The County Climate Change Fund (CCCF) Mechanism has been pioneered by the Ada Consortium in five Counties in Kenya since 2012. The aim is to support the National Drought Management Authority’s Strategy Plan 2018-2022[1] which aims to enhance drought resilience and climate change adaptation. The approach is four-pronged – establishment of a County Climate change fund that enables communities to plan, implement and manage public good investments that enhances their resilience to climate change; establishing County- and Ward-level climate change planning committees; development of and integration of Climate Information Systems into adaptation at all political levels; and a Tracking Adaptation and Measuring Development framework.

This report focuses on the first two. We seek to learn from the three most-advanced County pilots – in Isiolo, Makueni, and Wajir Counties – to enable efficient scale-up that delivers enhanced drought resilience and climate adaptation. We collected data from a range of stakeholders on the costs associated with implementing the CCCF Mechanism from Ada Consortium partners, surveyed 369 households, 30 key informants from County- and Ward-level Climate Planning Committees, and ran 30 focus group discussions at community- and Ward-level with a focus on gender groups and other potentially marginalised groups.

We find the CCCF Mechanism to be Value-for-Money (VfM), cost effective and delivering genuine impact. It strongly points to the potential for transformational change across the Arid and Semi Arid Lands (ASALs) landscape in Kenya, and beyond. However, the learning reported here must be taken into consideration, and learning itself better integrated, mainstreamed and standardised into all future CCCF Mechanism projects in Kenya, and beyond. Challenges include the lack of qualification and quantification of experience, which both limits learning and the scalability of the CCCF Mechanism, refinement of the existing operations, learning form the implementation, and understanding the precise impact on the ground. This report aims to provide some of the answers sought.

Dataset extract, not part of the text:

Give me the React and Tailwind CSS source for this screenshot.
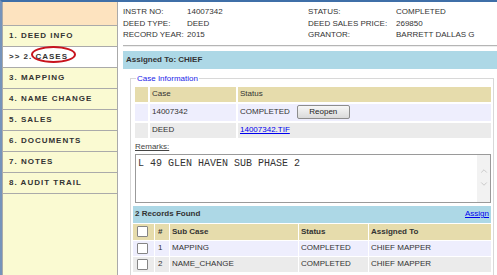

The level of investment by development partners in the CCCF Mechanism in the three Counties was £866, 387 since 2011. The investment per beneficiary is between £2.52 – 8.31 and by household between £18.18­ – 48.85.  These are minimum figures, and may omit investment in some aspects of the CCCF Mechanism by development partners (on development of the Climate Change Act), by both the Government of Kenya and County-level authorities (in supporting activities on climate change and rural economic development), and by communities (in decision-making, constructing, operating, delivering and governing projects that enhance climate change resilience).

The estimated level of direct economic value created by these changes is £3.1-3.2 million per annum. This is equivalent to an extra 10% of household income per annum. This is a minimum figure, and omits value created from direct and indirect benefits of climate change resilience uplift, access to water, recognition of community voices in policy processes and capacity built as part of the CCCF Mechanism – including management techniques and negotiation. Furthermore, indirect benefits may include reduced costs for some national investments, such as the National Drought Emergency Fund[2] and may be relevant to include.

Depending on how these projects progress we can expect these direct economic benefits to persist. Indeed, many projects are leveraging on the direct economic value created through the CCCF Mechanism as a catalyst for generating flows of indirect economic value in communities, with schools expanding, healthier herds, market gardens, Small Medium Enterprises (SMEs), and a range of other livelihood-enhancing activities reported.

Over 99% of respondents are positive about the CCCF Mechanism and the impact delivered by altering political processes and enabling improved management and access to water. Indeed, respondents report a series of economic, social, environmental and livelihood enabling benefits from the CCCF Mechanism.

There are a number of issues which need to be strengthened in the three Counties and integrated into plans to embed CCCF Mechanism in other Counties. These include: ensuring the roles of WCCPC and CCCPC members are fully understood, that inclusion is a focus, and critically that communication between County, Ward and Community is enhanced.

Some stakeholders are currently missing from the supply chain, and need to be integrated. Specifically the external private sector should be invited to understand how best to integrate their needs and willingness to participate in current and future CCCF Mechanism projects.

Our survey and approach here was constrained by time, and will be revised in future iterations. For instance, we were unable to ascertain how well the CCCF Mechanism works with other initiatives in the field. Clearly, this is a key factor for both national and county government and reporting on the complementarities the CCCF Mechanism brings to the devolution process.

Furthermore, we propose further learning is conducted to understand better how the Operational Fund is used; how communication can be improved among Counties, Ward and Communities; how to tailor the approach based on population density and other unique characteristics of Kenya’s Counties and Wards, to ensure delivery of drought resilience and climate adaptation.

[1] NDMA was established by Act in 2016 with the mandate to exercise overall coordination over all matters relating to drought management including implementation of policies and programmes relating to drought management. See more: http://www.ndma.go.ke/.

[2] NDEF is managed by the NDMA. See more here: GoK (2018).